- Episode no.: Season 29 Episode 6
- Directed by: Matthew Nastuk
- Written by: Tom Gammill; Max Pross;
- Production code: WABF20
- Original air date: November 12, 2017

Guest appearance
- Carolyn Omine as Focus Group Woman;

Episode features
- Chalkboard gag: "I will not ask my guidance counselor why he couldn't get a better job"
- Couch gag: A silent film. The Simpson children and others are sent to work in a coal mine. The elevator descends too far and ends up in Hell. Bart decides to stay and swing dances with devils.

Episode chronology
| ← Previous "Grampy Can Ya Hear Me" | Next → "Singin' in the Lane" |
- The Simpsons season 29

= The Old Blue Mayor She Ain't What She Used to Be =

"The Old Blue Mayor She Ain't What She Used to Be" is the sixth episode of the twenty-ninth season of the American animated television series The Simpsons, and the 624th episode of the series overall. The episode was directed by Matthew Nastuk and written by Tom Gammill and Max Pross. It aired in the United States on Fox on November 12, 2017. The title is a take-off on the folk song The Old Gray Mare.

In this episode, Marge becomes the mayor of the town, but struggles to maintain popularity until she is caught berating Homer. The episode received positive reviews.

==Plot==
The track of the old Springfield Monorail (from "Marge vs. the Monorail") is converted into a "sky park". At the official opening, Mayor Quimby turns on the electricity which causes the monorail car to activate and destroy the boardwalk, running down Sebastian Cobb in the process before finally derailing and crashing into a memorial statue of Leonard Nimoy.

At a town hall meeting about the disaster, Mayor Quimby shrugs off Marge's suggestions with sexist remarks after which she is encouraged by her family to run against him for Mayor of Springfield. After an initial slump in the opinion polls, a promise at the candidates' debate to extinguish the tire fire pushes her support above Quimby's, ultimately winning her the election.

However, when the bulldozers arrive at the tire fire, Marge feels sympathy for the landmark's souvenir stand operator who has chained himself to the gates in protest, and calls them off where she is accused of breaking her promise. When Marge and her support team return to the tire fire offering to buy the souvenir stand. When he declines her offer, she accidentally insults the still-chained owner learning that he was a Vietnam War veteran whose best friend died stepping on a land mine. This further damages her support.
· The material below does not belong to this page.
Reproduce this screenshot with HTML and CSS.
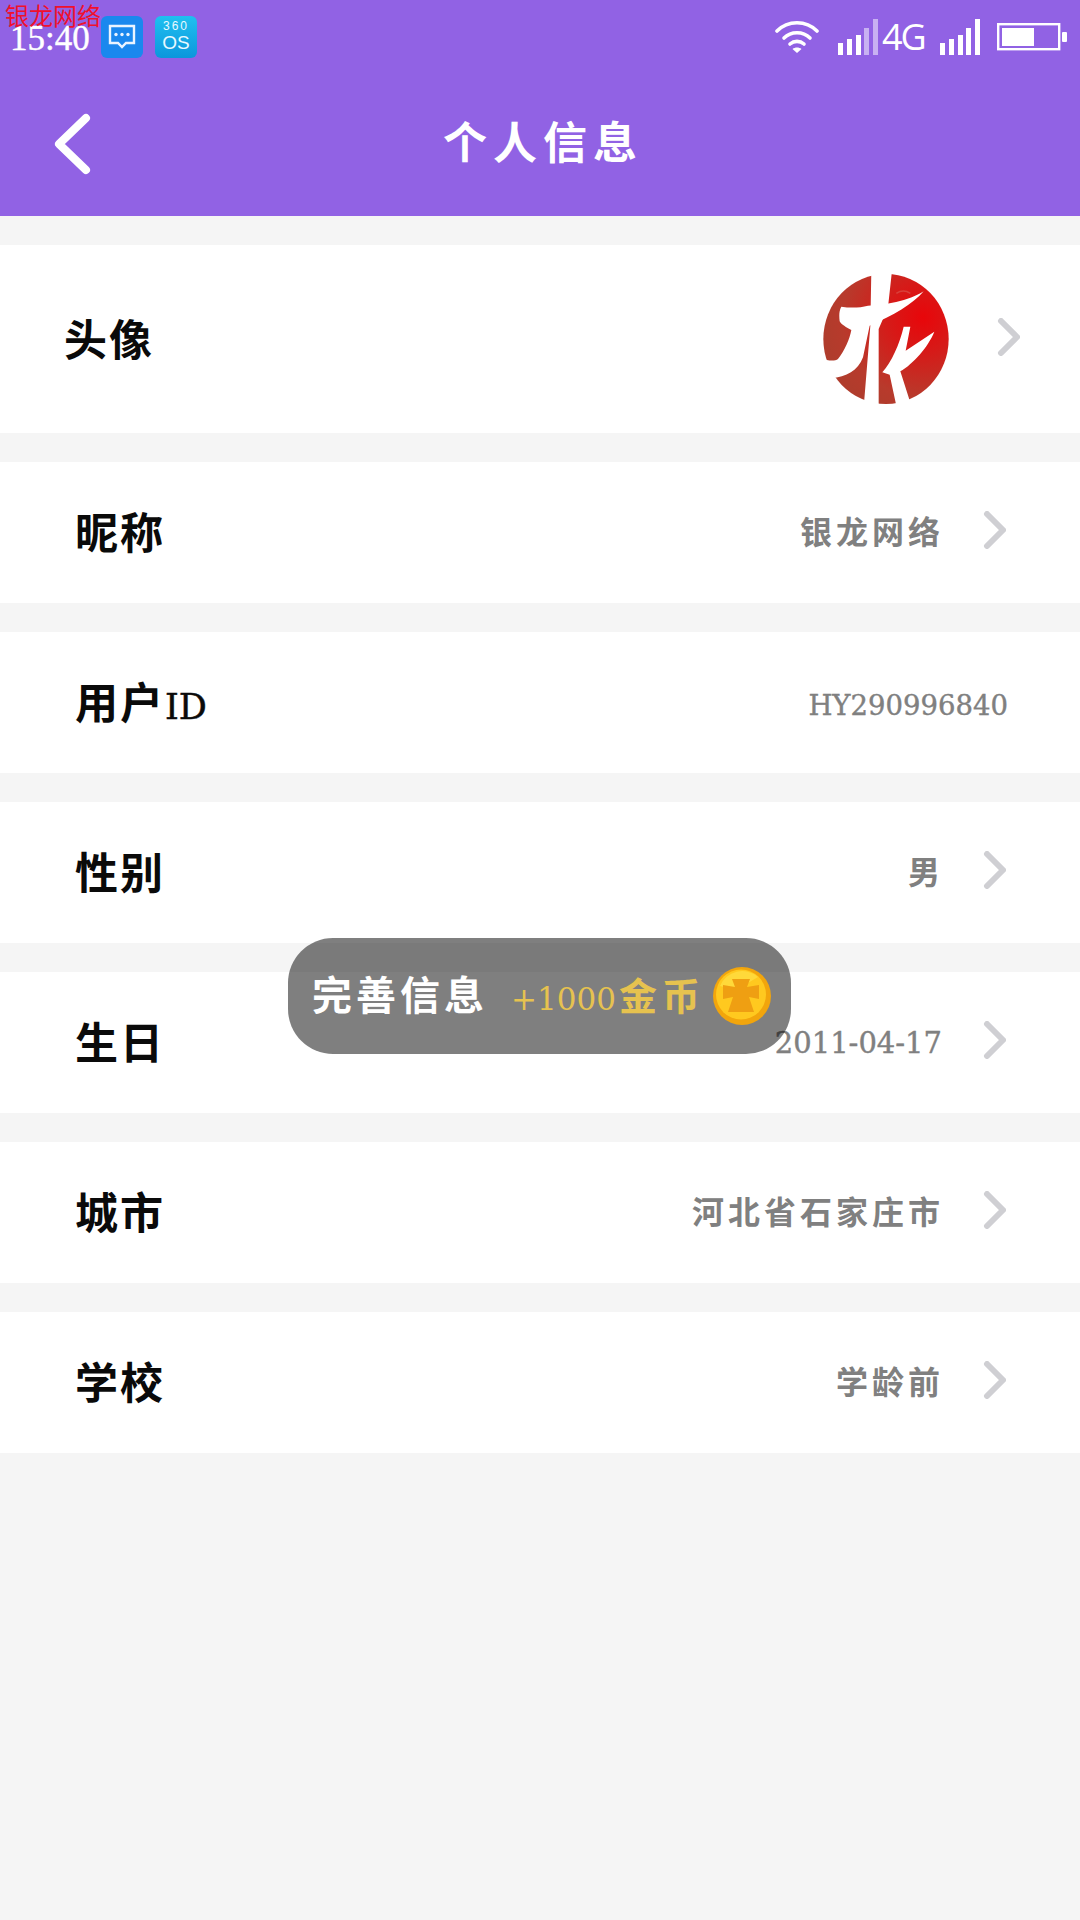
FILE: index.html
```html
<!DOCTYPE html>
<html lang="zh-CN">
<head>
<meta charset="UTF-8">
<meta name="viewport" content="width=device-width, initial-scale=1.0">
<title>个人信息</title>
<link rel="stylesheet" href="styles.css">
</head>
<body>

<div class="page">
    <div class="watermark">银龙网络</div>

    <header class="top">
        <div class="status">
            <div class="status-left">
                <span class="time">15:40</span>
                <div class="tile tile-msg">
                    <svg width="28" height="26" viewBox="0 0 28 26">
                        <path d="M2 2H26V19H18L14 23L10 19H2Z" fill="none" stroke="#eaf4ff" stroke-width="2.4"/>
                        <circle cx="8" cy="10.5" r="1.7" fill="#eaf4ff"/>
                        <circle cx="14" cy="10.5" r="1.7" fill="#eaf4ff"/>
                        <circle cx="20" cy="10.5" r="1.7" fill="#eaf4ff"/>
                    </svg>
                </div>
                <div class="tile tile-os">
                    <span class="os-top">360</span>
                    <span class="os-bottom">OS</span>
                </div>
            </div>
            <div class="status-right">
                <svg class="wifi" width="44" height="36" viewBox="0 0 44 36" fill="none" stroke="#fff" stroke-width="3.6" stroke-linecap="round">
                    <path d="M2 12C13 1 31 1 42 12"/>
                    <path d="M9 19C16 12 28 12 35 19"/>
                    <path d="M15 25C19 21.500 25 21.500 29 25"/>
                    <path d="M22 34L17.500 30C20 28 24 28 26.500 30Z" fill="#fff" stroke="none"/>
                </svg>
                <svg class="signal" width="40" height="36" viewBox="0 0 40 36" fill="#fff">
                    <rect x="0" y="24" width="5" height="12"/>
                    <rect x="9" y="20" width="5" height="16"/>
                    <rect x="18" y="16" width="5" height="20"/>
                    <rect x="26" y="9" width="5" height="27" fill-opacity=".5"/>
                    <rect x="35" y="0" width="5" height="36" fill-opacity=".5"/>
                </svg>
                <span class="net">4G</span>
                <svg class="signal signal-sim2" width="40" height="36" viewBox="0 0 40 36" fill="#fff">
                    <rect x="0" y="24" width="5" height="12"/>
                    <rect x="9" y="20" width="5" height="16"/>
                    <rect x="18" y="16" width="5" height="20"/>
                    <rect x="26" y="9" width="5" height="27"/>
                    <rect x="35" y="0" width="5" height="36"/>
                </svg>
                <svg class="battery" width="70" height="28" viewBox="0 0 70 28">
                    <rect x="1.200" y="1.200" width="61" height="25" fill="none" stroke="#fff" stroke-width="2.4"/>
                    <rect x="5" y="5" width="32" height="18" fill="#fff"/>
                    <rect x="65" y="9" width="5" height="10" rx="1" fill="#fff"/>
                </svg>
            </div>
        </div>
        <div class="toolbar">
            <svg class="back" width="38" height="62" viewBox="0 0 38 62" fill="none" stroke="#fff" stroke-width="8" stroke-linecap="round" stroke-linejoin="round">
                <path d="M32 5L5 31L32 57"/>
            </svg>
            <h1>个人信息</h1>
        </div>
    </header>

    <ul class="list">
        <li class="row row-avatar">
            <span class="label">头像</span>
            <div class="value">
                <svg class="avatar" width="126" height="130" viewBox="130 70 378 390">
                    <defs>
                        <radialGradient id="red" gradientUnits="userSpaceOnUse" cx="430" cy="200" r="300">
                            <stop offset="0" stop-color="#e8060a"/>
                            <stop offset=".35" stop-color="#d61a18"/>
                            <stop offset=".8" stop-color="#b83a2c"/>
                            <stop offset="1" stop-color="#b03c2c"/>
                        </radialGradient>
                        <clipPath id="round"><ellipse cx="319" cy="265" rx="188" ry="195"/></clipPath>
                    </defs>
                    <g clip-path="url(#round)" class="avatar-art">
                        <rect x="130" y="70" width="378" height="390" fill="url(#red)"/>
                        <path d="M275 60H337L325 170L297 235V470H252L272 225Z" fill="#fff"/>
                        <path d="M432 122C400 160 340 195 270 225L250 320C235 360 200 380 155 382L120 320C145 332 165 332 175 325C195 300 210 265 215 238C200 230 185 222 180 212C178 195 178 180 185 168C210 172 240 172 265 165C310 165 390 150 432 122Z" fill="#fff"/>
                        <path d="M372 228H392L378 300L464 243C445 290 400 340 362 362L395 465H350L330 372L308 365C335 335 360 280 372 228Z" fill="#fff"/>
                        <path d="M350 128C365 118 380 120 392 128" fill="none" stroke="#d8403a" stroke-width="5"/>
                    </g>
                </svg>
                <svg class="chevron" width="24" height="38" viewBox="0 0 24 38" fill="none" stroke="#cfcfd3" stroke-width="6" stroke-linecap="round" stroke-linejoin="round"><path d="M5 3L21 19L5 35"/></svg>
            </div>
        </li>
        <li class="row">
            <span class="label">昵称</span>
            <div class="value">
                <span class="text">银龙网络</span>
                <svg class="chevron" width="24" height="38" viewBox="0 0 24 38" fill="none" stroke="#cfcfd3" stroke-width="6" stroke-linecap="round" stroke-linejoin="round"><path d="M5 3L21 19L5 35"/></svg>
            </div>
        </li>
        <li class="row">
            <span class="label">用户<span class="latin">ID</span></span>
            <div class="value">
                <span class="text text-id">HY290996840</span>
            </div>
        </li>
        <li class="row">
            <span class="label">性别</span>
            <div class="value">
                <span class="text">男</span>
                <svg class="chevron" width="24" height="38" viewBox="0 0 24 38" fill="none" stroke="#cfcfd3" stroke-width="6" stroke-linecap="round" stroke-linejoin="round"><path d="M5 3L21 19L5 35"/></svg>
            </div>
        </li>
        <li class="row">
            <span class="label">生日</span>
            <div class="value">
                <span class="text text-date">2011-04-17</span>
                <svg class="chevron" width="24" height="38" viewBox="0 0 24 38" fill="none" stroke="#cfcfd3" stroke-width="6" stroke-linecap="round" stroke-linejoin="round"><path d="M5 3L21 19L5 35"/></svg>
            </div>
        </li>
        <li class="row">
            <span class="label">城市</span>
            <div class="value">
                <span class="text">河北省石家庄市</span>
                <svg class="chevron" width="24" height="38" viewBox="0 0 24 38" fill="none" stroke="#cfcfd3" stroke-width="6" stroke-linecap="round" stroke-linejoin="round"><path d="M5 3L21 19L5 35"/></svg>
            </div>
        </li>
        <li class="row">
            <span class="label">学校</span>
            <div class="value">
                <span class="text">学龄前</span>
                <svg class="chevron" width="24" height="38" viewBox="0 0 24 38" fill="none" stroke="#cfcfd3" stroke-width="6" stroke-linecap="round" stroke-linejoin="round"><path d="M5 3L21 19L5 35"/></svg>
            </div>
        </li>
    </ul>

    <div class="toast">
        <span class="toast-text">完善信息</span>
        <span class="toast-gold"><span class="toast-num">+1000</span>金币</span>
        <svg class="coin" width="60" height="60" viewBox="0 0 60 60">
            <circle cx="30" cy="30" r="29" fill="#f2a50c"/>
            <circle cx="29" cy="28.500" r="25" fill="#ffc91f"/>
            <path d="M8 20A24 24 0 0 1 46 11L24 24Z" fill="#ffd93a"/>
            <path d="M20 13H38L35 21L47 19V33L37 31L42 46H16L21 31L11 33V19L23 21Z" fill="#ef9f12"/>
        </svg>
    </div>
</div>

</body>
</html>
```

FILE: styles.css
```css
* {
    box-sizing: border-box;
}

body {
    margin: 0;
    padding: 0;
    background-color: #f5f5f5;
    font-family: "DejaVu Serif", "Noto Sans CJK SC", serif;
}

.page {
    position: relative;
    width: 1080px;
    height: 1920px;
    overflow: hidden;
}

.watermark {
    position: absolute;
    top: 0;
    left: 5px;
    font-family: "Noto Sans CJK SC", sans-serif;
    font-size: 24px;
    line-height: 30px;
    color: #f0102c;
}

/* purple header */
.top {
    height: 216px;
    background-color: #9162e4;
    color: #fff;
}

.status {
    display: flex;
    justify-content: space-between;
    align-items: center;
    height: 72px;
    padding: 2px 13px 0 10px;
}

.status-left,
.status-right {
    display: flex;
    align-items: center;
}

.time {
    width: 80px;
    margin-top: 4px;
    font-family: "Liberation Serif", serif;
    font-size: 35px;
    line-height: 40px;
    white-space: nowrap;
    -webkit-text-stroke: 0.4px #fff;
}

.tile {
    display: flex;
    flex-direction: column;
    align-items: center;
    justify-content: center;
    width: 42px;
    height: 42px;
    border-radius: 6px;
}

.tile-msg {
    margin-left: 11px;
    background-color: #1a88ee;
}

.tile-os {
    margin-left: 12px;
    background: linear-gradient(#1fc0f0, #0c96dc);
    color: #e8f9ff;
    font-family: "Liberation Sans", sans-serif;
}

.os-top {
    font-size: 12px;
    line-height: 11px;
    letter-spacing: 2px;
}

.os-bottom {
    font-size: 19px;
    line-height: 21px;
}

.wifi {
    display: block;
}

.signal {
    margin-left: 19px;
}

.net {
    width: 48px;
    margin-left: 4px;
    font-family: "Open Sans", sans-serif;
    font-size: 36px;
    line-height: 40px;
    letter-spacing: -2px;
}

.signal-sim2 {
    margin-left: 10px;
}

.battery {
    margin-left: 17px;
}

.toolbar {
    position: relative;
    display: flex;
    align-items: center;
    justify-content: center;
    height: 142px;
    padding-bottom: 6px;
}

.back {
    position: absolute;
    left: 54px;
    top: 41px;
}

.toolbar h1 {
    margin: 0;
    padding-left: 6px;
    font-family: "Noto Sans CJK SC", sans-serif;
    font-size: 44px;
    font-weight: 700;
    letter-spacing: 6px;
}

/* rows */
.list {
    margin: 0;
    padding: 29px 0 0;
    list-style: none;
}

.row {
    display: flex;
    align-items: center;
    justify-content: space-between;
    height: 141px;
    margin-bottom: 29px;
    padding: 0 74px 5px 75px;
    background-color: #fff;
}

.row-avatar {
    height: 188px;
    padding: 0 60px 5px 64px;
}

.label {
    font-family: "Noto Sans CJK SC", sans-serif;
    font-size: 43px;
    font-weight: 700;
    letter-spacing: 2px;
    color: #0a0a0a;
}

.latin {
    font-family: "DejaVu Serif", serif;
    font-size: 35px;
    font-weight: 400;
    letter-spacing: 0;
    -webkit-text-stroke: 0.5px #0a0a0a;
}

.value {
    display: flex;
    align-items: center;
}

.text {
    font-family: "Noto Sans CJK SC", sans-serif;
    font-size: 32px;
    font-weight: 700;
    letter-spacing: 4px;
    color: #808080;
}

.text-id,
.text-date {
    font-family: "DejaVu Serif", serif;
    font-weight: 400;
    letter-spacing: 0;
    -webkit-text-stroke: 0.4px #808080;
}

.text-id {
    margin-top: 9px;
    margin-right: -2px;
    font-size: 27.5px;
    white-space: nowrap;
}

.text-date {
    margin-top: 6px;
    margin-right: 2px;
    font-size: 29px;
}

.chevron {
    display: block;
    margin-left: 38px;
}

.avatar {
    display: block;
    margin-top: 5px;
}

.avatar-art {
    filter: blur(1.5px);
}

.row-avatar .chevron {
    margin-left: 47px;
}

/* toast over the list */
.toast {
    position: absolute;
    top: 938px;
    left: 288px;
    display: flex;
    align-items: center;
    width: 503px;
    height: 116px;
    padding: 0 20px 6px 24px;
    border-radius: 45px;
    background-color: rgba(0, 0, 0, 0.5);
}

.toast-text {
    font-family: "Noto Sans CJK SC", sans-serif;
    font-size: 40px;
    font-weight: 700;
    letter-spacing: 4px;
    color: #fff;
}

.toast-gold {
    margin-left: 23px;
    font-family: "Noto Sans CJK SC", sans-serif;
    font-size: 38px;
    font-weight: 700;
    letter-spacing: 5px;
    color: #e6c24f;
}

.toast-num {
    margin-right: 3px;
    font-family: "DejaVu Serif", serif;
    font-size: 31px;
    font-weight: 400;
    letter-spacing: 0;
}

.coin {
    position: absolute;
    right: 19px;
    top: 28px;
}
```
In an attempt to win back voters, Marge holds a live broadcast from the Simpson kitchen which is watched and rated live by her support team (consisting of Lindsay Neagle, Professor Frink, and Julio) and a focus group. During this, she chastises Homer's embarrassing antics, filling the room with laughter and causing her approval rating to skyrocket. As a result, she is encouraged to continue to publicly make fun of Homer, who gets a sandwich named after him, and his own balloon in the Thanksgiving Day Parade that "farts" confetti.

When she sees how Homer has been turned into a laughingstock, she visits Quimby at his home to ask if it is possible to balance being a good leader and having a family life. He tells her that it is not, but that the first night out of office, he truly noticed how attracted he is to his wife Martha. She thanks Marge as well for "giving her husband back".

At the christening of a manhole cover, Marge breaks from the script her corrupt political strategist Lindsey gives her and professes her love for Homer. The crowd walks away muttering in disappointment.

Eight years later in the final scene, Marge and Homer walk through a hall dedicated to her political career. Marge suggests skipping one exhibit that they come near, but Homer points out they have to pass through it to get to the building's cafeteria. They then walk through the exhibit that revealed that she was impeached and Quimby was reinstated as the Mayor of Springfield.

==Reception==
Dennis Perkins of The A.V. Club gave the episode a B, stating "'The Old Blue Mayor She Ain't What She Used to Be' largely commits to examining how Marge’s rise to power as Springfield’s new mayor relies upon how the knee-jerk, irresponsibly swayed townspeople are susceptible to manipulation based on their basest, most selfish instincts. The Simpsons isn’t a cynical show so much as it resists the temptation to either demonize or lionize civic-mindedness or patriotism. The people of Springfield, tonight, flock to Marge not because she’s clearly a better candidate and person than perennially elected, womanizing, cartoonishly corrupt Diamond Joe Quimby, but because resident political operative Lindsey Naegle convinces her to use Professor Frink’s micro-targeted campaigning."

Tony Sokol of Den of Geek gave the episode 3.5 out of 5 stars. He liked the jokes and sight gags and highlighted the song explaining what voters look for in a candidate.

"The Old Blue Mayor She Ain't What She Used to Be" scored a 1.9 rating with a 7 share and was watched by 4.75 million people, making it Fox's highest rated show of the night.